• [EXERCISE]:
Write only the number of lines in the records beneath that hold "page".

• [THE DATA]:
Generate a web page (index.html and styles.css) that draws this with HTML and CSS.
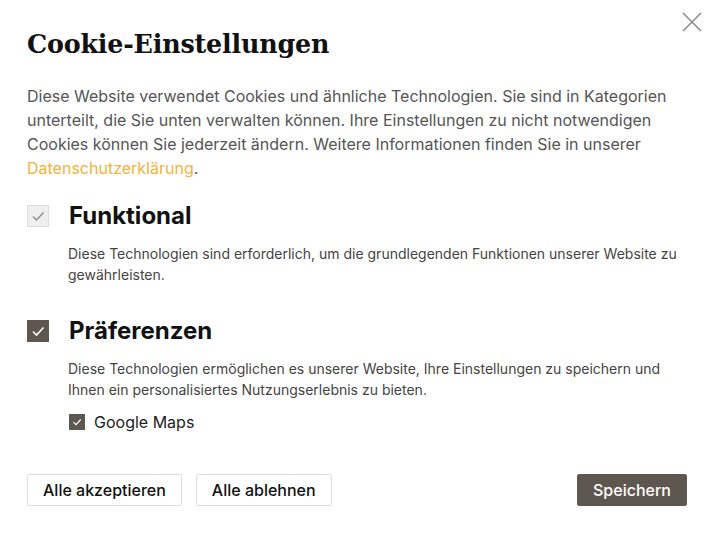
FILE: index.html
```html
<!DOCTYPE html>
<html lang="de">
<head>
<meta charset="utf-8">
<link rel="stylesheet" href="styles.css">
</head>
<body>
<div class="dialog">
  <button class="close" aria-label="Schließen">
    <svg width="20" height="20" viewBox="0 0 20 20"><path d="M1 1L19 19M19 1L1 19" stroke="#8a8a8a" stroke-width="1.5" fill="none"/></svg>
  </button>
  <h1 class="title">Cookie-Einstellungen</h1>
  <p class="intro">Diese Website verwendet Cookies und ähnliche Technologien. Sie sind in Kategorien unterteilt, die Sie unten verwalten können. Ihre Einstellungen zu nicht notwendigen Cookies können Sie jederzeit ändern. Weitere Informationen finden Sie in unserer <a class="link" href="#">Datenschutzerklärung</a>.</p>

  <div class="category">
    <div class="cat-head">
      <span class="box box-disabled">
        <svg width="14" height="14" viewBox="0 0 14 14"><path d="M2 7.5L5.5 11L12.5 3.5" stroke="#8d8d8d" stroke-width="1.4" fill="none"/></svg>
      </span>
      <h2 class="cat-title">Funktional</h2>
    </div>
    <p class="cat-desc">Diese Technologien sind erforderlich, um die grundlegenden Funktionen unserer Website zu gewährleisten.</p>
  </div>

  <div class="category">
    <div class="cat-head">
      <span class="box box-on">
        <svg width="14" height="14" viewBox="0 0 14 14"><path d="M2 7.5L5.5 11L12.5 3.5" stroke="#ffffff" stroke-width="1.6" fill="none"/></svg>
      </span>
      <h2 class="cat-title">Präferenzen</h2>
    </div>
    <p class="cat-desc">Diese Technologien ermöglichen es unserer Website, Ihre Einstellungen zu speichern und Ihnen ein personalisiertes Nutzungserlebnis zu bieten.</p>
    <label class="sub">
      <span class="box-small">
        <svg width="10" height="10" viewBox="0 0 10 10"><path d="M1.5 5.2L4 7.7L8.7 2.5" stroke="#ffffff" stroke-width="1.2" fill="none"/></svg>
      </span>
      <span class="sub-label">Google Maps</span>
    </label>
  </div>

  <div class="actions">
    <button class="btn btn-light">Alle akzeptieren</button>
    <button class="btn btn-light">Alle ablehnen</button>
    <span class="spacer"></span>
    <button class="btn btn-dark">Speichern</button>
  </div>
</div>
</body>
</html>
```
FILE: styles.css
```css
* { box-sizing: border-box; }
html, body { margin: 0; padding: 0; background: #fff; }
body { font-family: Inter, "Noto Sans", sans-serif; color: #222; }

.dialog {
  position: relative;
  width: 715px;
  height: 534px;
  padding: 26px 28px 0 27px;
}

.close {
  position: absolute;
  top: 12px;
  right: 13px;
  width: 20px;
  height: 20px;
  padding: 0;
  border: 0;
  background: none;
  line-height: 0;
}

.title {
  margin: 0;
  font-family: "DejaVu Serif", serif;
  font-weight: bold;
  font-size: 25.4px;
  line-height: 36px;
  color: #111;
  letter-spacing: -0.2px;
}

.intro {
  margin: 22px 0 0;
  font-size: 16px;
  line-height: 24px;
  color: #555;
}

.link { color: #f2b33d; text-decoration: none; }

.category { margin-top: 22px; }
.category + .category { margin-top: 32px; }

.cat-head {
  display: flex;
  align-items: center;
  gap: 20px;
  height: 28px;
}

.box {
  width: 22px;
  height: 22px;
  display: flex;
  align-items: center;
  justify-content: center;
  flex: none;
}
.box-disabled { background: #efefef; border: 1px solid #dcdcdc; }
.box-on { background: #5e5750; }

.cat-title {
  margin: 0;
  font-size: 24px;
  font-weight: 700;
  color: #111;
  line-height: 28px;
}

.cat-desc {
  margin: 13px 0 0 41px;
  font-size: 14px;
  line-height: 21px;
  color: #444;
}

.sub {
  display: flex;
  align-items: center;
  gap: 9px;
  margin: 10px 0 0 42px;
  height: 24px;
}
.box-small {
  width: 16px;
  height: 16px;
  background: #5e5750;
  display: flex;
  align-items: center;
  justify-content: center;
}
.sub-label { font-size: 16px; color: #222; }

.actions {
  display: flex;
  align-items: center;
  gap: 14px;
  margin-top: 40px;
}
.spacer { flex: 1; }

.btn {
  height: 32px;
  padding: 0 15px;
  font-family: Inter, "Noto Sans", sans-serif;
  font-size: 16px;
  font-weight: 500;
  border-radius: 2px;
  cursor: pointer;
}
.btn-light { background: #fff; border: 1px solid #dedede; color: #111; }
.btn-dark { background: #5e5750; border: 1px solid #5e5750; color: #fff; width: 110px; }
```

--

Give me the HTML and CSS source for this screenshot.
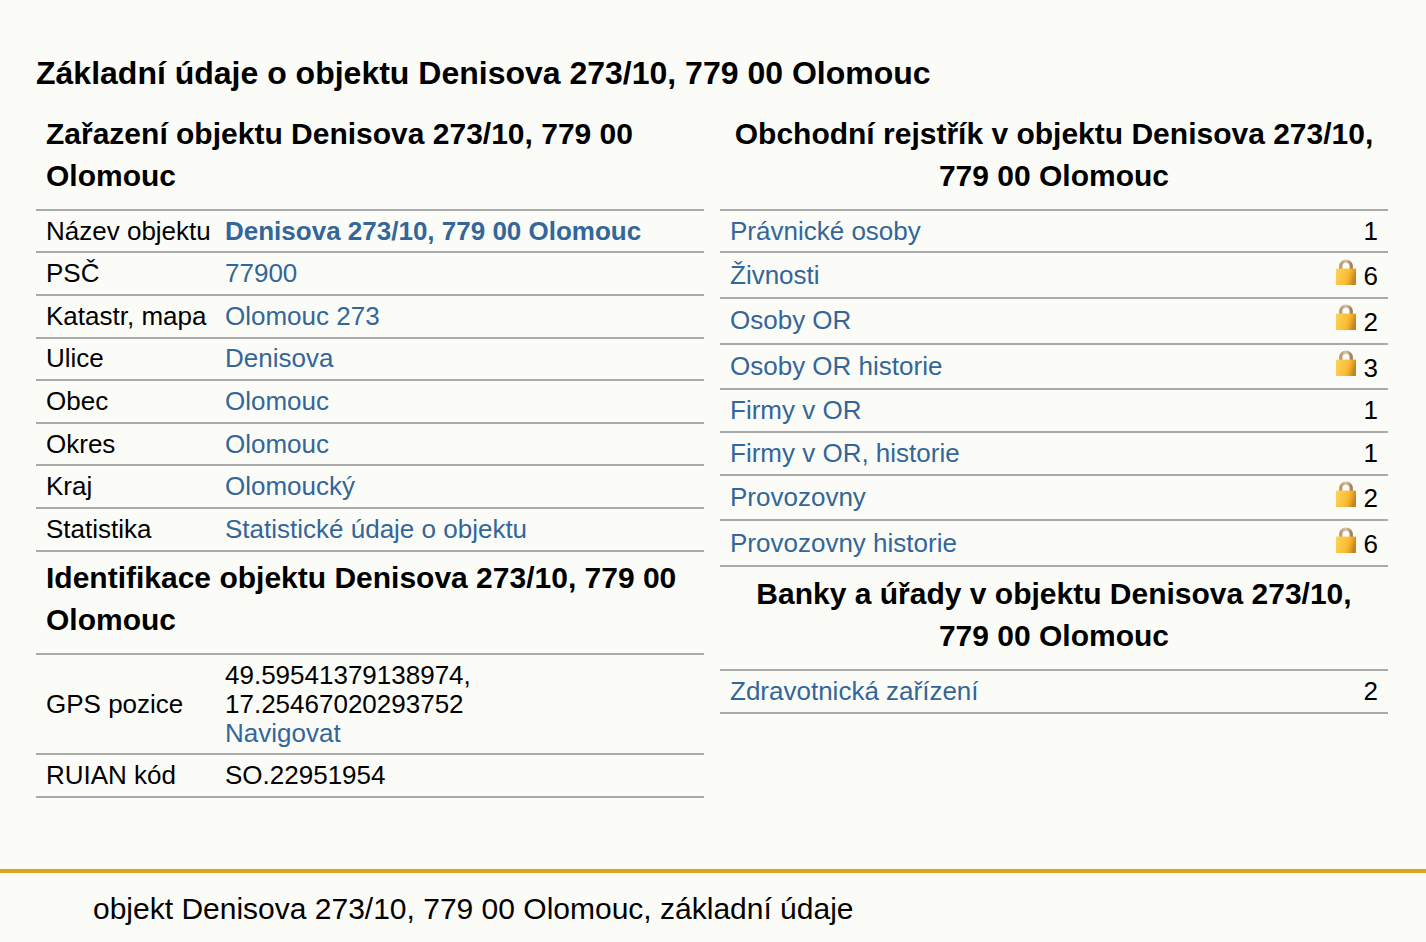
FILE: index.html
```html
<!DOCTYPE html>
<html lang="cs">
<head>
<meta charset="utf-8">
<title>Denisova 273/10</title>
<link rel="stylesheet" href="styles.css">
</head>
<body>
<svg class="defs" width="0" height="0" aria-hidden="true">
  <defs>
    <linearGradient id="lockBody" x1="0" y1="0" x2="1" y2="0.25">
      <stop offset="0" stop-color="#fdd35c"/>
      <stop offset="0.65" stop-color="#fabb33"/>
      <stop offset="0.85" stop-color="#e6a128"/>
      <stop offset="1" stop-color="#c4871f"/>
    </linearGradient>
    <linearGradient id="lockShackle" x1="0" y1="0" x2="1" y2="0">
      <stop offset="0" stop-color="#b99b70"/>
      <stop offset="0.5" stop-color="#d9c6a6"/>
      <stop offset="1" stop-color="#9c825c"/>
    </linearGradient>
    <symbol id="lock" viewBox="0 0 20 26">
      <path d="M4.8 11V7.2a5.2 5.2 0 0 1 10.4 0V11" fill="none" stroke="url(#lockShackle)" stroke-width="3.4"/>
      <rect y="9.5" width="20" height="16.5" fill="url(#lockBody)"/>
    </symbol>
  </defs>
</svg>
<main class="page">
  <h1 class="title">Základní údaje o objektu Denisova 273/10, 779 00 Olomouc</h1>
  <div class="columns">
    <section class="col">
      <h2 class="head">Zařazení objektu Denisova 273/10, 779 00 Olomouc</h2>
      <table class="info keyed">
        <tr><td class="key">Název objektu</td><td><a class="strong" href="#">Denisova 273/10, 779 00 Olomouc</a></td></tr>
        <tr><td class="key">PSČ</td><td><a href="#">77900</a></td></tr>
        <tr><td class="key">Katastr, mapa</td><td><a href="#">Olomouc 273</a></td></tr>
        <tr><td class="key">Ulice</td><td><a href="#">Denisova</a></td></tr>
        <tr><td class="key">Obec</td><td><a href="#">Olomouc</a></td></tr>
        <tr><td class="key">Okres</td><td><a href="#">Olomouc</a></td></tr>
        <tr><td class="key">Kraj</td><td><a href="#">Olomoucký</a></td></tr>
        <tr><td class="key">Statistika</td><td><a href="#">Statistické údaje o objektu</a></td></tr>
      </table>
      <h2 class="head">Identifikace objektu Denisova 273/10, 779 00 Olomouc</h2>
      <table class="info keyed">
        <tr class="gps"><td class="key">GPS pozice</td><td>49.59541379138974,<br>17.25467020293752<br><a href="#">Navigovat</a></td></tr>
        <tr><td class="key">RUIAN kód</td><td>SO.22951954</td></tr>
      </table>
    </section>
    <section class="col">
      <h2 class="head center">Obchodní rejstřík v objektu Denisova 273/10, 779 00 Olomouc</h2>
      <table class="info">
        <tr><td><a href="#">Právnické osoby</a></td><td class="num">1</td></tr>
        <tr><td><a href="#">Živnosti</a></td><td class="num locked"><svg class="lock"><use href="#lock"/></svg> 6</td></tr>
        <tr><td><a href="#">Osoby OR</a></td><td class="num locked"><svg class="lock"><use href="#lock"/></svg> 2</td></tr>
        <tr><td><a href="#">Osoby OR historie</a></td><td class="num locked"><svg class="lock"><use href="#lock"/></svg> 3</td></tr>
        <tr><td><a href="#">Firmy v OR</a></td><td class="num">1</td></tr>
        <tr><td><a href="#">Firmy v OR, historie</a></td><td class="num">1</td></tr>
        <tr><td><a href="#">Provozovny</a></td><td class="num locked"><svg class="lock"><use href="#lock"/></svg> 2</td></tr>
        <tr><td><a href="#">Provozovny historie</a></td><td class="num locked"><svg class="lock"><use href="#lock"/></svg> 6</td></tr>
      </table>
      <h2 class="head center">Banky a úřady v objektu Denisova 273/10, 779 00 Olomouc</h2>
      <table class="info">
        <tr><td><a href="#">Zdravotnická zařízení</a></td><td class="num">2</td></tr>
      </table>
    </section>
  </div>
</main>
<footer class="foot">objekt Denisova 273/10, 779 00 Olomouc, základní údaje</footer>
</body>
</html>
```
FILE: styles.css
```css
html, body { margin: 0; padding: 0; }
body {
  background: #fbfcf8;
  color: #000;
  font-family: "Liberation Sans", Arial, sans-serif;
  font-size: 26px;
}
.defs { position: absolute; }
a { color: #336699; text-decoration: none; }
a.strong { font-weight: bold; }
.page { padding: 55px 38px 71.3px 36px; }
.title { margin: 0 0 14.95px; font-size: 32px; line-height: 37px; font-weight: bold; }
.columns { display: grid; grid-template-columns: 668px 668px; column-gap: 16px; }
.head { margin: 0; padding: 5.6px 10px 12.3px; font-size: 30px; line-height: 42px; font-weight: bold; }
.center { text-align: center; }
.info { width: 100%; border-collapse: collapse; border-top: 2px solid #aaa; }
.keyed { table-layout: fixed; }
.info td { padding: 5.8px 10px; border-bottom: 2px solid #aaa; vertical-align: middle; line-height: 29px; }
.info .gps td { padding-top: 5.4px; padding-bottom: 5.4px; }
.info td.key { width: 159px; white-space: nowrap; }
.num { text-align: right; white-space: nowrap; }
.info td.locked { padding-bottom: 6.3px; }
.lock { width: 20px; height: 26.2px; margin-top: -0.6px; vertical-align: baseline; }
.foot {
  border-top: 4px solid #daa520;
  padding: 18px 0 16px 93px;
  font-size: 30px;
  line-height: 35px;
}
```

--

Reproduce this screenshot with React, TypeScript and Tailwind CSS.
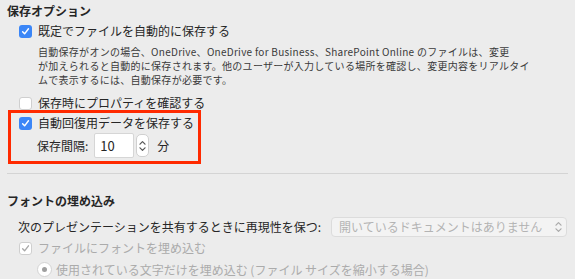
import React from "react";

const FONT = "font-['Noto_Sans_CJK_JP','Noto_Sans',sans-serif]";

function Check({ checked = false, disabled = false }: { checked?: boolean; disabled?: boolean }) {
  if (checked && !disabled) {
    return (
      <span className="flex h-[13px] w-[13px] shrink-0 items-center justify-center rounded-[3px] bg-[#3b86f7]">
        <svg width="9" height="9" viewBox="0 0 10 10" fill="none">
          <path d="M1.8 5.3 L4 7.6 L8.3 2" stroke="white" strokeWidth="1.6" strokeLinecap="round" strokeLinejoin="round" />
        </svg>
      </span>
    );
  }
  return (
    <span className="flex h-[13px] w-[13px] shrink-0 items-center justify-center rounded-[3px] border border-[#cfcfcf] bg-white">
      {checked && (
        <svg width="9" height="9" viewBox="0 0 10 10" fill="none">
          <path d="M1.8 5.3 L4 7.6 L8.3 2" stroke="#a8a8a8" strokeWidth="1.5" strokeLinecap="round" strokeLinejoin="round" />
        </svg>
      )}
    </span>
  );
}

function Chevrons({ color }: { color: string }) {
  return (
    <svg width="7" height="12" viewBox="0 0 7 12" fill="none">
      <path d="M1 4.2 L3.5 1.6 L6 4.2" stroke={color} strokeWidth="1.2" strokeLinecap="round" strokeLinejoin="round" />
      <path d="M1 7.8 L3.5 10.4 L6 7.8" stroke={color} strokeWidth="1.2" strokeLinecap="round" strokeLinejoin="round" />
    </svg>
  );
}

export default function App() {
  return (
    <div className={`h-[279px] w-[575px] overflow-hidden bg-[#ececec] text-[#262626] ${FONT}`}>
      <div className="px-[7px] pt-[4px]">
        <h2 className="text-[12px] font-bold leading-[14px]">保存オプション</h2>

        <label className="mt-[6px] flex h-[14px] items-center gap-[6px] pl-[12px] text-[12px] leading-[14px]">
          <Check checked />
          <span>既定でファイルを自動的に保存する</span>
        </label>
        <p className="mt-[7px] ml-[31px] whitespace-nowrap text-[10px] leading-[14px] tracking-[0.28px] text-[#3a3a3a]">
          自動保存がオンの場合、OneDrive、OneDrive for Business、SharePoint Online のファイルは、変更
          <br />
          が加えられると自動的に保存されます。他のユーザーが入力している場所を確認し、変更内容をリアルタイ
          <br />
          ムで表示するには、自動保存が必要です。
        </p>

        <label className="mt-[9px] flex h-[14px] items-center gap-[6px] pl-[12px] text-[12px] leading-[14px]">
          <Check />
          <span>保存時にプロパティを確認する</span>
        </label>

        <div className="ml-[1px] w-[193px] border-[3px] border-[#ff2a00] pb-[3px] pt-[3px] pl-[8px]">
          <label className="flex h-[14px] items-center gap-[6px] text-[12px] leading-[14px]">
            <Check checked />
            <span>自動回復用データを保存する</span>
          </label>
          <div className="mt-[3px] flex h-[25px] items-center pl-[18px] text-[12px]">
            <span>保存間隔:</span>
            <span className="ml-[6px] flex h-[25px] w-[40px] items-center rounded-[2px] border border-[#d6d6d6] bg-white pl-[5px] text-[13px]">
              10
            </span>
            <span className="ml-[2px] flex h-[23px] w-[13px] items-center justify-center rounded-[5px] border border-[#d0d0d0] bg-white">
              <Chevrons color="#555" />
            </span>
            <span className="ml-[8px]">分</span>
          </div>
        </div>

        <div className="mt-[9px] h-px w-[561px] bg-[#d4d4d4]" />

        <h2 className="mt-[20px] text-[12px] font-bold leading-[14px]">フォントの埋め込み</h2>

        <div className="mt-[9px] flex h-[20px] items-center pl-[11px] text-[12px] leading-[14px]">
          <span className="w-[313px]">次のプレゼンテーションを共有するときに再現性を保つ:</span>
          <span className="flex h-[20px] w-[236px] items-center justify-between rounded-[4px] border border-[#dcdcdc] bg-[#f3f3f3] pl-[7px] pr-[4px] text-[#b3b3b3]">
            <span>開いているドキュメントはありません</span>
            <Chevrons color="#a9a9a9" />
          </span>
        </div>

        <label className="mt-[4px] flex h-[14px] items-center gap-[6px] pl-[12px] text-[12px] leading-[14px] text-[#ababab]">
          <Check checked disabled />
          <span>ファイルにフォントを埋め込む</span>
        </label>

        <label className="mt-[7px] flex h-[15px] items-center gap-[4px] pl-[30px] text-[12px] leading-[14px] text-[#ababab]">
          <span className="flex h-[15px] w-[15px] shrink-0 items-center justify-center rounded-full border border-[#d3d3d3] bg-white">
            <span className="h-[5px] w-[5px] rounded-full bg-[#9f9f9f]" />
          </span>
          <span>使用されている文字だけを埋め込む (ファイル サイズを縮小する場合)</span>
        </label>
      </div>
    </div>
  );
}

• [RESULT OF THE TASK]:
3